[Detective Spooner enters Calvin's home after the demo-bot destroyed Lanning's house... with him in it. His head is bleeding and he looks like hell]
Detective Del Spooner: Hey, do you like cats?
Susan Calvin: What?
Detective Del Spooner: Cats, do you like 'em?
Susan Calvin: No, I'm allergic. You're
saying cats did this to you?
Detective Del Spooner: How the hell would cats do this to me? Are you crazy?
Susan Calvin: Why are we talking about cats?
Detective Del Spooner: [as if it were the most natural thing] Because I have a cat in my trunk and he's homeless.
Detective Del Spooner: [Calvin's home in the shower, and Spooner calls her answering machine] Calvin, the NS5s are destroying the older robots, that's what Lanning wanted me to see on the hills, we must...
Susan Calvin: [Calvin's NS5 hangs up the call; she sees that and hides behind her bathroom door] Who is it?
NS5 Robots: Wrong
number, ma'am.
[Susan gasps]
Detective Del Spooner: [entering Calvin's office room] In the lab, before Sonny jumped us...
Susan Calvin: [interrupts] Sonny?
Detective Del Spooner: The robot.
Susan Calvin: Your calling the robot Sonny?
Detective Del Spooner: No, it did. The robot did. I didn't care, the robot said it
was Sonny. In the lab, there was a cott. I'm asking you, did you see the cott?
Susan Calvin: I've slept in my office.
Detective Del Spooner: I went to Dr. Lanning's home, it looked like he hasn't been in there in weeks, and I saw that same survailence strip on the ceiling.
Susan Calvin: Lanning had his home security system
linked to USR. It made his life more convenient.

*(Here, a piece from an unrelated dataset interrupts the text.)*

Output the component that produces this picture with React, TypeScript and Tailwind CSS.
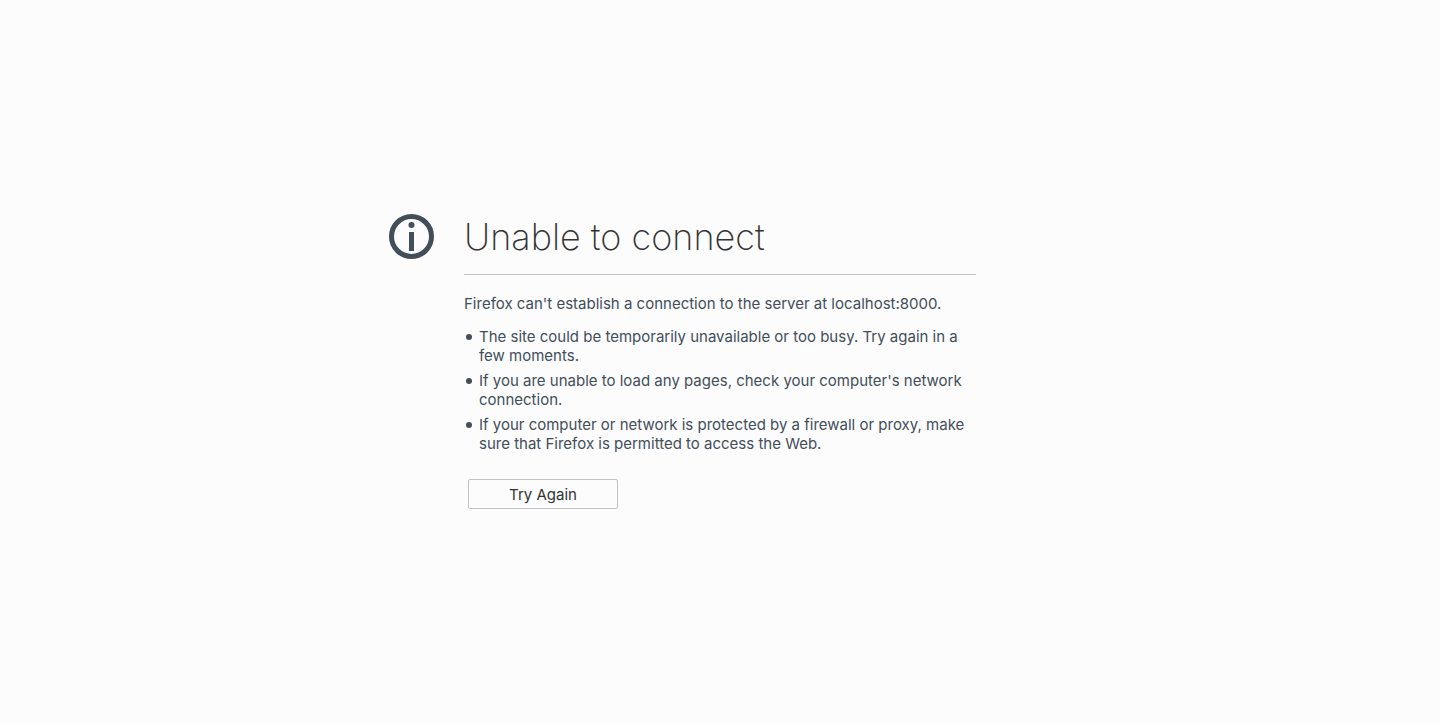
const suggestions = [
  "The site could be temporarily unavailable or too busy. Try again in a few moments.",
  "If you are unable to load any pages, check your computer's network connection.",
  "If your computer or network is protected by a firewall or proxy, make sure that Firefox is permitted to access the Web.",
];

function InfoIcon() {
  return (
    <svg className="size-[45px] shrink-0" viewBox="0 0 45 45" fill="none" aria-hidden="true">
      <circle cx="22.5" cy="22.5" r="20" stroke="#424e5a" strokeWidth="5" />
      <circle cx="22.5" cy="11" r="3" fill="#424e5a" />
      <path d="M20 18h5v19h-5z" fill="#424e5a" />
    </svg>
  );
}

export default function App() {
  return (
    <main className="flex min-h-screen items-center justify-center bg-[#fcfcfc] px-20 font-['Inter',sans-serif] text-[15px] leading-[19px] text-[#424e5a]">
      <div className="w-full max-w-[512px]">
        <header className="-ml-[75px] flex items-start gap-[30px]">
          <InfoIcon />
          <div className="flex-1 border-b border-[#c1c1c1] pb-3.5">
            <h1 className="text-[36px] leading-[46px] font-extralight text-[#333]">Unable to connect</h1>
          </div>
        </header>
        <p className="mt-[19px]">Firefox can't establish a connection to the server at localhost:8000.</p>
        <ul className="mt-3.5 space-y-1.5">
          {suggestions.map((text) => (
            <li
              key={text}
              className="flex before:mt-[7px] before:mr-[7px] before:ml-0.5 before:size-1.5 before:shrink-0 before:rounded-full before:bg-[#424e5a]"
            >
              <span>{text}</span>
            </li>
          ))}
        </ul>
        <button
          type="button"
          className="mt-[26px] ml-1 h-[30px] w-[150px] rounded-xs border border-[#c1c1c1] bg-[#fcfcfc] text-[#333]"
        >
          Try Again
        </button>
      </div>
    </main>
  );
}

Detective Del Spooner: Maybe, maybe someone in USR was using those systems to watch him. Maybe even, keep him prisoner.
Susan Calvin: What are you talking about, who?
Detective Del Spooner: Maybe Lanning was onto something. Maybe, there's a bigger problem with the robots, and
Robertson is trying to cover it up.
Susan Calvin: Humoring you for no reason, why?
Detective Del Spooner: [becoming annoyed] The same old why, how much money is there in robots? All I know is, that poor old man was in trouble, and I'm sick and tired of doing this shit by myself. You're on the inside, and you're going to help me find out what is wrong
with these robots.
Susan Calvin: [not believing a word Spooner is saying] You "want" something to be wrong with them. This is a personal vendetta.
Detective Del Spooner: You're putting me on the couch? Alright.
[sits on the desk chair]
Susan Calvin: One defected machine is not enough for you. You need them all to be
bad. You don?t care about doctor Lanning's death. This is about, the robots and, for whatever reason you hate them so much.
Detective Del Spooner: [gets up from the chair] Well, let's see. One of them put a gun in my face, another tore a building down with me still inside.
Susan Calvin: [checks her robot monitor device] Demolition was schedualed for
8 PM this evening.
Detective Del Spooner: It was 8 AM tomorrow, and I don't give a shit what that thing says.
Susan Calvin: You are burdening on non-clinical paranoia.
Detective Del Spooner: [getting angry, but trying to remain calm] You are the "dumbest" smart person, I have ever met in my life! What makes your robots so
perfect? What makes them so much... goddamn better than human beings?
Susan Calvin: [snapping back] Well, they're not irrational or... potentially homicidal maniacs for starters!
Susan Calvin: [sarcastically] That is true. They are definitely rational.
[Trying to protect Spooner from a group of rampaging NS5s]
NS4 Robots: Human in danger. Human in danger.
Detective Del Spooner: Hold my pie.
Guy with a Pie: [looks at Spooner blankly]
Detective Del Spooner: Sir, hold it or wear it.